Penulis: Robert van Niel

Pengantar: Suyatno Kartodirdjo

Penerjemah: Hardoyo

Penyunting: Abdul Mun’im DZ., E Dwi Arya Wisesa

Penerbit: PT Pustaka LP3ES, Jakarta, 2003

Tebal: xvii+308 halaman termasuk indeks


Benih-benih Liberalisasi Ekonomi di Indonesia


Sejarah peradaban sosial di Pulau Jawa awal abad ke-19 pernah dilewati sebuah sistem ekonomi bentukan asing (Belanda) yang sangat mempengaruhi roda ekonomi rakyat. Namanya Sistem Tanam Paksa (bahasa Belanda: Cultuurstelsel, Inggris: Cultivation System). Meski saat penerapan sistem ini berbuah kontroversi, namun secara umum menunjukkan makna signifikan yang kuat bagi pengembangan ekonomi pertanian rakyat kelak. Sebelumnya para petani Jawa menanam tanaman hanya untuk kebutuhan lokal dan ekspor terbatas. Sejak diterapkan sistem ini pada tahun 1830 hingga 1870, petani berkesempatan menanam tanaman pertanian dan perkebunan untuk kebutuhan ekspor secara maksimal, seperti kopi, teh, cengkeh, tembakau, lada, kayu manis, pala, dan tebu (gula).
Salah satu pengaruh Tanam Paksa ini adalah pembangunan Pelabuhan “Pintu Belakang” Cilacap (Jawa Tengah). Sebagaimana dicatat Susanto Zuhdi dalam buku Cilacap (1830-1942), Bangkit dan Runtuhnya Suatu Pelabuhan di Jawa (KPG, 2002), pemerintah kolonial Belanda memberi perhatian lebih kepada Pelabuhan Cilacap untuk mendukung distribusi atas produksi hasil bumi komoditas ekspor di daerah pedalaman karesidenan Kedu, Banyumas, Surakarta, dan beberapa daerah di Jawa Tengah yang menjadi pusat pelaksanaan Tanam Paksa.
Akibat Tanam Paksa pemerintah kolonial mengembangkan potensi ekonomi dengan membuka jaringan rel kereta api dari Yogyakarta ke Cilacap dan tersambungnya Cilacap dengan Cicalengka (1887-1930) untuk memperlancar kegiatan ekspor. Tak pelak, Sistem Tanam Paksa telah mengantarkan masyarakat Jawa (baca: Indonesia) pada pengenalan benih-benih sistem liberalisasi ekonomi dalam jaringan perdagangan internasional.
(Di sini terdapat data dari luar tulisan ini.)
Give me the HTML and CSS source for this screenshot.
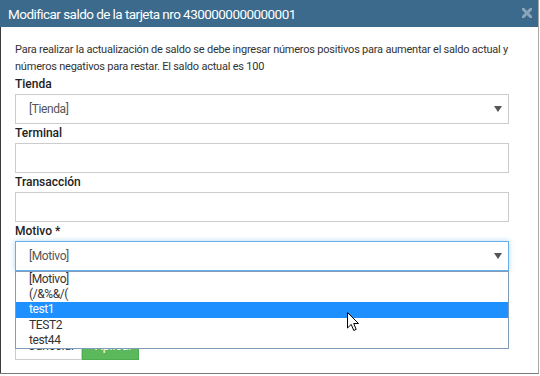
FILE: index.html
```html
<!DOCTYPE html>
<html lang="es">

<head>
    <meta charset="UTF-8">
    <title>Modificar saldo</title>
    <link rel="stylesheet" href="styles.css">
</head>

<body>
    <div class="modal">
        <header class="modal-header">
            <h1>Modificar saldo de la tarjeta nro 4300000000000001</h1>
            <span class="close" aria-label="Cerrar">
                <svg width="10" height="10" viewBox="0 0 10 10">
                    <path d="M1 1 L9 9 M9 1 L1 9" stroke="#8ba5ba" stroke-width="3" stroke-linecap="square" />
                </svg>
            </span>
        </header>

        <div class="modal-body">
            <p class="intro">Para realizar la actualización de saldo se debe ingresar números positivos para aumentar el saldo actual y números negativos para restar. El saldo actual es 100</p>

            <div class="field">
                <label>Tienda</label>
                <div class="select">
                    <span>[Tienda]</span>
                    <i class="caret"></i>
                </div>
            </div>

            <div class="field">
                <label>Terminal</label>
                <div class="input"></div>
            </div>

            <div class="field">
                <label>Transacción</label>
                <div class="input"></div>
            </div>

            <div class="field field-open">
                <label>Motivo *</label>
                <div class="select select-focus">
                    <span>[Motivo]</span>
                    <i class="caret"></i>
                </div>
                <ul class="options">
                    <li>[Motivo]</li>
                    <li>(/&amp;%&amp;/(</li>
                    <li class="selected">test1</li>
                    <li>TEST2</li>
                    <li>test44</li>
                </ul>
            </div>

            <div class="actions">
                <button class="btn btn-default">Cancelar</button>
                <button class="btn btn-success">Aplicar</button>
            </div>
        </div>
    </div>

    <svg class="cursor" width="13" height="20" viewBox="0 0 13 20">
        <path d="M0.5 0.5 L0.5 16 L4.2 12.4 L6.8 18.5 L9.2 17.4 L6.7 11.5 L11.5 11.5 Z" fill="#fff" stroke="#000" stroke-width="1" stroke-linejoin="miter" />
    </svg>
</body>

</html>
```

FILE: styles.css
```css
* {
    box-sizing: border-box;
    margin: 0;
    padding: 0;
}

body {
    font-family: Roboto, 'Liberation Sans', sans-serif;
    background-color: #fff;
    color: #333;
    width: 540px;
    height: 376px;
    overflow: hidden;
    position: relative;
}

.modal {
    width: 539px;
    height: 374px;
    background-color: #fff;
    border-right: 1px solid #a8a8a8;
    border-bottom: 1px solid #7a7a7a;
}

.modal-header {
    height: 27px;
    background-color: #3b6a8c;
    display: flex;
    align-items: center;
    justify-content: space-between;
    padding: 0 6px 0 8px;
}

.modal-header h1 {
    font-size: 13.5px;
    font-weight: 400;
    color: #fff;
    letter-spacing: -0.55px;
}

.close {
    display: flex;
    margin-top: -1px;
}

.modal-body {
    height: 346px;
    border-left: 1px solid #3c3c3c;
    padding: 14px 29px 0 14px;
}

.intro {
    font-size: 11px;
    line-height: 17px;
    letter-spacing: -0.22px;
    color: #333;
}

.field {
    display: flex;
    flex-direction: column;
}

.field label {
    font-size: 12px;
    font-weight: 500;
    line-height: 19px;
    color: #222;
}

.input,
.select {
    height: 30px;
    border: 1px solid #ccc;
    background-color: #fff;
}

.select {
    display: flex;
    align-items: center;
    justify-content: space-between;
    padding: 0 6px 0 13px;
    font-size: 12px;
    letter-spacing: -0.4px;
    color: #555;
}

.select-focus {
    border-color: #66afe9;
    box-shadow: 0 0 5px rgba(102, 175, 233, 0.5);
}

.caret {
    width: 0;
    height: 0;
    border-left: 4px solid transparent;
    border-right: 4px solid transparent;
    border-top: 6px solid #555;
}

.field-open {
    position: relative;
}

.options {
    position: absolute;
    top: 49px;
    left: 0;
    right: 0;
    list-style: none;
    background-color: #fff;
    border: 1px solid #7f9db9;
    z-index: 2;
}

.options li {
    font-size: 12px;
    letter-spacing: -0.4px;
    line-height: 15.2px;
    padding-left: 13px;
    color: #333;
}

.options .selected {
    background-color: #1e90ff;
    color: #fff;
}

.actions {
    display: flex;
    margin-top: 61px;
}

.btn {
    font-family: inherit;
    font-size: 12px;
    height: 28px;
    padding: 0 12px;
    border: 1px solid #ccc;
}

.btn-default {
    background-color: #fff;
    color: #333;
    width: 67px;
}

.btn-success {
    background-color: #5cb85c;
    border-color: #4cae4c;
    color: #fff;
    width: 57px;
}

.cursor {
    position: absolute;
    left: 347px;
    top: 312px;
    z-index: 3;
}
```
Kontroversi Nilai Cultuurstelsel
Buku ini berisi sejarah pelaksanaan Sistem Tanam Paksa dalam sudut pandang kontroversi. Mengapa kontroversi? Selama ini opini umum yang dipublikasikan cenderung menilai negatif penerapan Tanam Paksa. Maklum, penelitian itu disusun berdasarkan perspektif moral. Sistem Tanam Paksa dinilai menjadi penyebab kelahiran demoralisasi rakyat Jawa sehingga mengakibatkan penderitaan rakyat yang dibebani sistem ini. Akibat sistem ini, misalnya, melahirkan disintegrasi desa dan komunalisasi kepemilikan tanah.
Padahal, tak bisa dipungkiri, banyak keuntungan dan bermakna positif dari segi ekonomi dalam rangka meningkatkan taraf hidup material rakyat. Lain kata, menurut pandangan kedua, Sistem Tanam Paksa adalah berkah yang menguntungkan rakyat. Misalnya, rakyat menjadi lebih kreatif dalam bertani dan memperkaya kebudayaan bercocok tanam dengan berbagai macam jenis tanaman.
Di tengah kontroversi itu, Robert van Niel melalui buku yang semula berjudul Java Under The Cultivation System (1992) ini mencoba menengahi-menjembatani kedua pandangan berseberangan itu dengan membeberkan proses sejak perencanaan hingga pelaksanaan Tanam Paksa di Jawa. Namun karena tipisnya batas antara positif-negatif untuk menilai efek Sistem Tanam Paksa ini, maka tak bisa dipungkiri subjektifitas Niel ternyata condong pada pandangan kedua, yakni secara eksplisit ia menyetujui bahwa Cultuurstelsel sebagai berkah karena di kemudian hari sangat berguna bagi peningkatan taraf kehidupan masyarakat petani.
Sebab, menurut Niel, sistem ini menjadi bagian dari kristalisasi pola perpolitikan dan perekonomian kolonial di Hinda Belanda (Indonesia) dan juga turut memainkan peran dalam pembentukan masyarakat Indonesia modern. Apalagi dampak dari penanaman tanaman dagang ekspor di Jawa pada masa Tanam Paksa memunculkan kekuatan rakyat untuk menyesuaikan diri dengan berbagai perubahan yang diakibatkan oleh keterbukaan terhadap perniagaan komoditas pertanian skala dunia yang semakin meningkat (hlm. 257). Lalu ia pun bertanya, “Apakah akan terjadi perbedaan/perubahan dalam perkembangan ekonomi di Jawa jika Sistem Tanam Paksa tidak pernah diperkenalkan (baca: dipaksaberlakukan)? (hlm. 260).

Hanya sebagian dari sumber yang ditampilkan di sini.